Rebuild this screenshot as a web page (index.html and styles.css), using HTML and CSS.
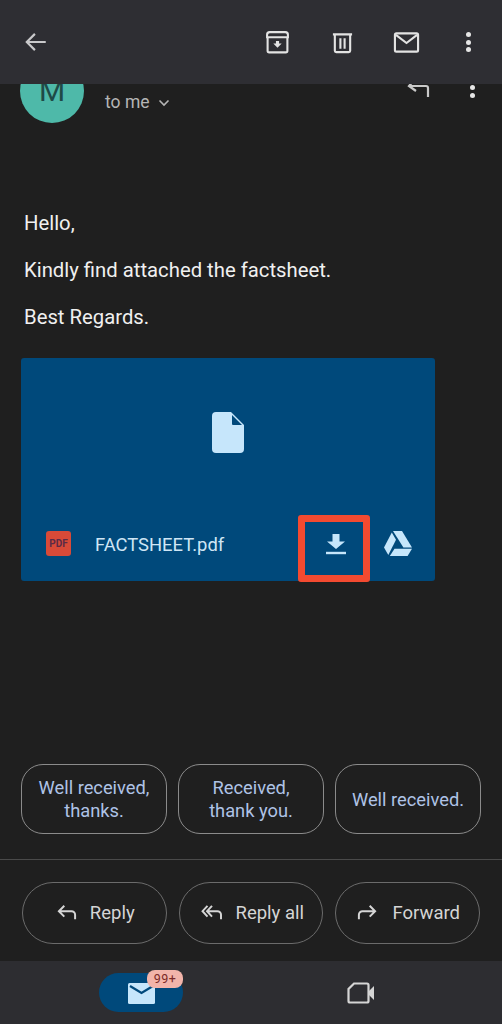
FILE: index.html
```html
<!DOCTYPE html>
<html lang="en">
<head>
<meta charset="utf-8">
<title>Email</title>
<link rel="stylesheet" href="styles.css">
</head>
<body>
<div class="app">
  <header class="topbar">
    <svg class="ic back" viewBox="0 0 24 24"><path d="M21 12H4M11 4.500L3.500 12l7.500 7.500" fill="none" stroke="#c9c9cb" stroke-width="2"/></svg>
    <div class="actions">
      <svg class="ic act-archive" viewBox="0 0 24 24"><path d="M2 8V4.500A2.500 2.500 0 0 1 4.500 2h15A2.500 2.500 0 0 1 22 4.500V8M2.500 7h19v13a1.500 1.500 0 0 1-1.500 1.500H4A1.500 1.500 0 0 1 2.500 20z" fill="none" stroke="#e3e3e3" stroke-width="2"/><path d="M10.500 10.500h3v2.500H16l-4 4-4-4h2.500z" fill="#e3e3e3"/></svg>
      <svg class="ic act-trash" viewBox="0 0 24 24"><path d="M2 3.500h20M4 3.500v17a1.500 1.500 0 0 0 1.500 1.500h13a1.500 1.500 0 0 0 1.500-1.500v-17M9.800 7.500v11M14.200 7.500v11" fill="none" stroke="#e3e3e3" stroke-width="2.200"/></svg>
      <svg class="ic act-mail" viewBox="0 0 28 24"><path d="M3.500 2.500h21A1.500 1.500 0 0 1 26 4v16a1.500 1.500 0 0 1-1.500 1.500h-21A1.500 1.500 0 0 1 2 20V4a1.500 1.500 0 0 1 1.500-1.500z" fill="none" stroke="#e3e3e3" stroke-width="2.200"/><path d="M3 4l11 8.500L25 4" fill="none" stroke="#e3e3e3" stroke-width="2.200"/></svg>
      <div class="dots"><i></i><i></i><i></i></div>
    </div>
  </header>

  <main class="thread">
    <div class="sender">
      <div class="avatar">M</div>
      <div class="to">to me <svg class="chev" viewBox="0 0 12 8"><path d="M1.500 1.500L6 6l4.500-4.500" fill="none" stroke="#b5b5b5" stroke-width="1.600"/></svg></div>
      <svg class="mini-reply" viewBox="0 0 24 22"><path d="M3 8h17a2 2 0 0 1 2 2v9M9 1L3 8l7 5" fill="none" stroke="#c9c9c9" stroke-width="2.200"/></svg>
      <div class="dots small"><i></i><i></i></div>
    </div>

    <div class="body-text">
      <p>Hello,</p>
      <p>Kindly find attached the factsheet.</p>
      <p>Best Regards.</p>
    </div>

    <section class="card">
      <div class="preview">
        <svg class="file" viewBox="0 0 32 41"><path d="M4 0h15l13 13v24a4 4 0 0 1-4 4H4a4 4 0 0 1-4-4V4a4 4 0 0 1 4-4z" fill="#c6e6fb"/><path d="M20 3v9a1 1 0 0 0 1 1h9z" fill="#00497b"/></svg>
      </div>
      <div class="card-foot">
        <div class="pdf">PDF</div>
        <div class="fname">FACTSHEET.pdf</div>
        <svg class="dl" viewBox="0 0 20 21"><path d="M6.500 0h7v7.500H19L10 15 1 7.500h5.500z" fill="#c6e6fb"/><path d="M0 19h20" stroke="#c6e6fb" stroke-width="2.400"/></svg>
        <svg class="drive" viewBox="0 0 28 25"><path d="M9 0h9l10 16.500h-8.600z" fill="#c6e6fb"/><path d="M7.800 1.500L12 8.800 4.300 24 0 16.500z" fill="#c6e6fb"/><path d="M10.500 17.800H28L23.600 25H5.800z" fill="#c6e6fb"/></svg>
        <div class="highlight"></div>
      </div>
    </section>
  </main>

  <div class="chips">
    <div class="chip">Well received,<br>thanks.</div>
    <div class="chip">Received,<br>thank you.</div>
    <div class="chip">Well received.</div>
  </div>

  <div class="replies">
    <div class="rbtn">
      <svg class="ric" viewBox="0 0 22 20"><path d="M8 2L2 8l6 6M2 8h14a4 4 0 0 1 4 4v5" fill="none" stroke="#d5d5d5" stroke-width="2.200"/></svg>
      <span>Reply</span>
    </div>
    <div class="rbtn">
      <svg class="ric wide" viewBox="0 0 24 20"><path d="M7 2L1.500 8 7 14M12 2L6.500 8l5.500 6M6.500 8H18a4 4 0 0 1 4 4v5" fill="none" stroke="#d5d5d5" stroke-width="2.200"/></svg>
      <span>Reply all</span>
    </div>
    <div class="rbtn fwd">
      <svg class="ric" viewBox="0 0 22 20"><path d="M14 2l6 6-6 6M20 8H6a4 4 0 0 0-4 4v5" fill="none" stroke="#d5d5d5" stroke-width="2.200"/></svg>
      <span>Forward</span>
    </div>
  </div>

  <nav class="bottom">
    <div class="slot">
      <div class="pill">
        <svg class="navmail" viewBox="0 0 27 21"><rect width="27" height="21" rx="1.500" fill="#c6e6fb"/><path d="M2 3l11.500 7L25 3" fill="none" stroke="#00497b" stroke-width="2.200"/></svg>
        <div class="badge">99+</div>
      </div>
    </div>
    <div class="slot">
      <svg class="meet" viewBox="0 0 28 22"><path d="M7 1.500h13a1.500 1.500 0 0 1 1.500 1.500v16a1.500 1.500 0 0 1-1.500 1.500H3A1.500 1.500 0 0 1 1.500 19V7z" fill="none" stroke="#d5d5d5" stroke-width="2.200"/><path d="M22 9l5-5v14l-5-5z" fill="#d5d5d5"/></svg>
    </div>
  </nav>
</div>
</body>
</html>
```

FILE: styles.css
```css
* { box-sizing: border-box; }
html, body { margin: 0; padding: 0; }
body { background: #1f1f1f; font-family: Roboto, "Liberation Sans", sans-serif; }
.app { width: 502px; height: 1024px; display: flex; flex-direction: column; overflow: hidden; background: #1f1f1f; }
.ic { display: block; }

.topbar { height: 84px; flex: none; background: #2e2e33; display: flex; align-items: center; justify-content: space-between; padding: 0 31px 0 23px; position: relative; z-index: 1; }
.back { width: 26px; height: 26px; }
.actions { display: flex; align-items: center; }
.act-archive { width: 25px; height: 25px; margin-right: 41px; }
.act-trash { width: 23px; height: 25px; margin-right: 39px; }
.act-mail { width: 27px; height: 25px; margin-right: 46px; }
.dots { display: flex; flex-direction: column; gap: 2.500px; width: 5px; }
.dots i { display: block; width: 5px; height: 5px; border-radius: 50%; background: #e6e6e6; }
.dots.small { gap: 3px; margin-left: 40px; margin-top: 26px; }

.thread { flex: 1; min-height: 0; padding: 0 0 0 21px; display: flex; flex-direction: column; }
.sender { display: flex; align-items: flex-start; margin-top: -25px; height: 64px; position: relative; flex: none; }
.avatar { width: 64px; height: 64px; margin-left: -1px; border-radius: 50%; background: #4eb9a9; color: #1e4a47; font-size: 30px; line-height: 64px; text-align: center; flex: none; }
.to { margin: 33px 0 0 21px; color: #b5b5b5; font-size: 17.500px; line-height: 20px; display: flex; align-items: center; gap: 8px; width: 301px; flex: none; }
.chev { width: 12px; height: 8px; margin-top: 2px; }
.mini-reply { width: 24px; height: 22px; margin-top: 19px; flex: none; }

.body-text { color: #f0f0f0; font-size: 20.300px; line-height: 24px; margin: 88px 0 0 3px; }
.body-text p { margin: 0 0 23px; }
.body-text p:last-child { margin-bottom: 0; }

.card { width: 414px; height: 223px; margin-top: 29px; background: #00497b; border-radius: 3px; display: flex; flex-direction: column; flex: none; }
.preview { height: 155px; display: flex; justify-content: center; padding-top: 54px; flex: none; }
.file { width: 32px; height: 41px; display: block; }
.card-foot { flex: 1; display: flex; align-items: flex-start; padding: 18px 0 0 25px; position: relative; }
.pdf { width: 25px; height: 25px; border-radius: 3px; background: #d84a38; color: #5b2b46; font-size: 10px; font-weight: 700; line-height: 25px; text-align: center; flex: none; }
.fname { margin: 1px 0 0 24px; width: 216px; color: #cfe6f5; font-size: 18.400px; line-height: 25px; flex: none; }
.dl { width: 20px; height: 21px; flex: none; margin: 3px 0 0 15px; display: block; }
.drive { width: 28px; height: 25px; flex: none; margin: 0 0 0 38px; display: block; }
.highlight { position: absolute; left: 277px; top: 2px; width: 72px; height: 67px; border: 7px solid #f34a30; border-radius: 3px; }

.chips { display: flex; gap: 11px; padding: 0 21px; margin-bottom: 25px; flex: none; }
.chip { width: 146px; height: 70px; border: 1.500px solid #8b8b8b; border-radius: 22px; color: #afc3e6; font-size: 18.300px; line-height: 23px; display: flex; align-items: center; justify-content: center; text-align: center; }
.replies { border-top: 1.500px solid #4a4a4a; height: 102px; flex: none; display: flex; gap: 12px; padding: 22px 22px 0; }
.rbtn { width: 144.500px; height: 62px; border: 1.500px solid #6b6b6b; border-radius: 31px; display: flex; align-items: center; justify-content: center; gap: 13px; color: #d5d5d5; font-size: 18.500px; padding-left: 3px; }
.ric { width: 20px; height: 18px; display: block; flex: none; }
.ric.wide { width: 22px; }
.fwd { gap: 15px; }

.bottom { height: 63px; flex: none; background: #2d2d31; display: grid; grid-template-columns: 282px 1fr; }
.slot { display: flex; align-items: center; justify-content: center; }
.slot:last-child { justify-content: flex-start; padding-left: 65px; }
.pill { width: 84px; height: 39px; border-radius: 20px; background: #00497b; position: relative; display: flex; align-items: center; justify-content: center; }
.navmail { width: 27px; height: 21px; display: block; margin-top: 2px; }
.badge { position: absolute; left: 48px; top: -3px; width: 36px; height: 18px; border-radius: 8px; background: #f2b4aa; color: #7b2a28; font-size: 12.500px; line-height: 18px; text-align: center; letter-spacing: .5px; }
.meet { width: 28px; height: 22px; display: block; }
```
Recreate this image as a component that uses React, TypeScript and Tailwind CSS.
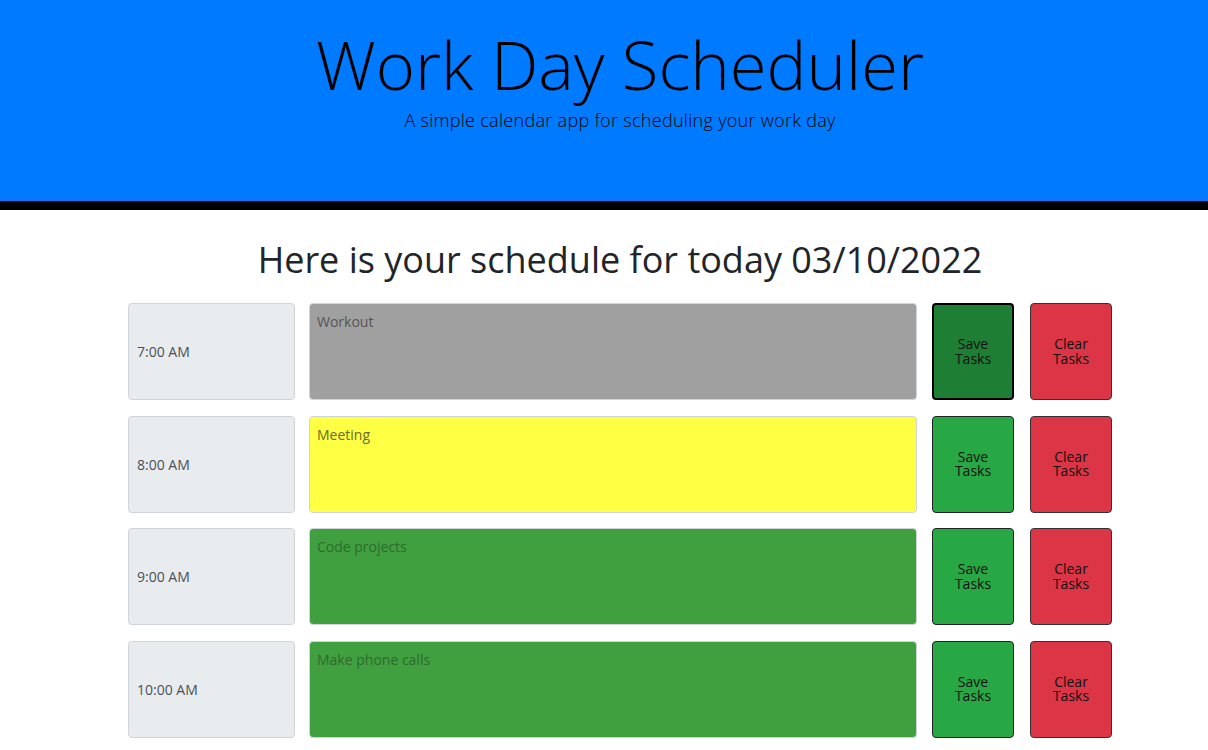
import React from "react";

const rows = [
  { time: "7:00 AM", task: "Workout", bg: "bg-[#a0a0a0]", txt: "text-[#555555]", active: true },
  { time: "8:00 AM", task: "Meeting", bg: "bg-[#ffff44]", txt: "text-[#6b6b30]", active: false },
  { time: "9:00 AM", task: "Code projects", bg: "bg-[#40a040]", txt: "text-[#2f6a2f]", active: false },
  { time: "10:00 AM", task: "Make phone calls", bg: "bg-[#40a040]", txt: "text-[#2f6a2f]", active: false },
];

export default function App() {
  return (
    <div className="min-h-screen bg-white font-['Open_Sans',sans-serif] text-[#212529]">
      <header className="h-[210px] bg-[#007bff] border-b-[9px] border-black pl-[32px] text-center">
        <h1 className="pt-[24px] text-[67px] font-light leading-[80px] text-black">Work Day Scheduler</h1>
        <p className="mt-[4px] text-[18px] font-light leading-[24px] text-black tracking-[0.3px]">
          A simple calendar app for scheduling your work day
        </p>
      </header>
      <main className="pl-[32px]">
        <h2 className="mt-[28px] text-center text-[36px] leading-[44px] font-normal">
          Here is your schedule for today 03/10/2022
        </h2>
        <div className="mx-auto mt-[21px] flex w-[984px] flex-col gap-[15.67px]">
          {rows.map((r) => (
            <div key={r.time} className="flex h-[97px]">
              <div className="flex w-[167px] items-center rounded-[4px] border border-[#ced4da] bg-[#e9ecef] pl-[8px] text-[14px] text-[#495057]">
                {r.time}
              </div>
              <div
                className={`ml-[14px] w-[608px] rounded-[4px] border border-[#ced4da] ${r.bg} ${r.txt} px-[7px] pt-[8px] text-[14px] leading-[20px]`}
              >
                {r.task}
              </div>
              <button
                className={`ml-[15px] flex w-[82px] flex-col items-center justify-center rounded-[4px] text-[14px] leading-[14.5px] text-[#111] ${
                  r.active ? "border-2 border-black bg-[#1e7e34]" : "border border-[#222] bg-[#28a745]"
                }`}
              >
                <span>Save</span>
                <span>Tasks</span>
              </button>
              <button className="ml-[16px] flex w-[82px] flex-col items-center justify-center rounded-[4px] border border-[#333] bg-[#dc3545] text-[14px] leading-[14.5px] text-[#111]">
                <span>Clear</span>
                <span>Tasks</span>
              </button>
            </div>
          ))}
        </div>
      </main>
    </div>
  );
}
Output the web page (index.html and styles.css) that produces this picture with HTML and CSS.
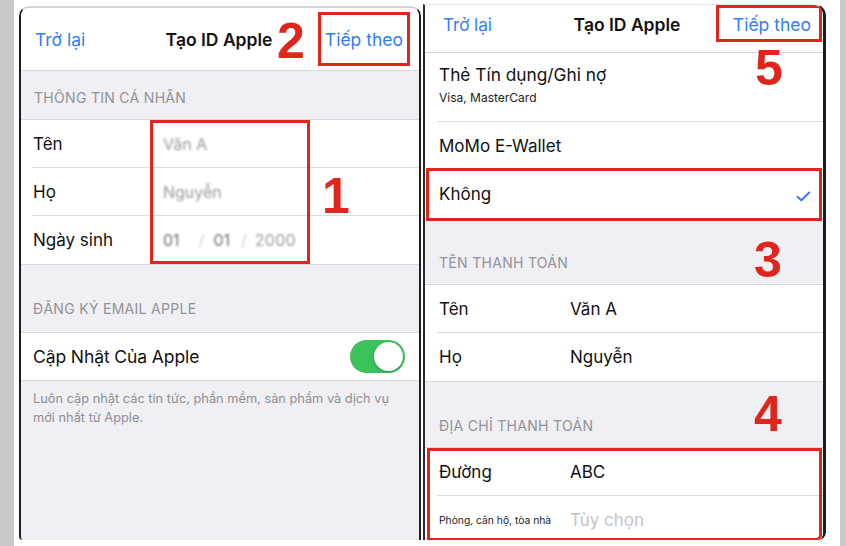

To be done: Say how many lines above contain the string "page". Answer with the number only.

Right answer: 2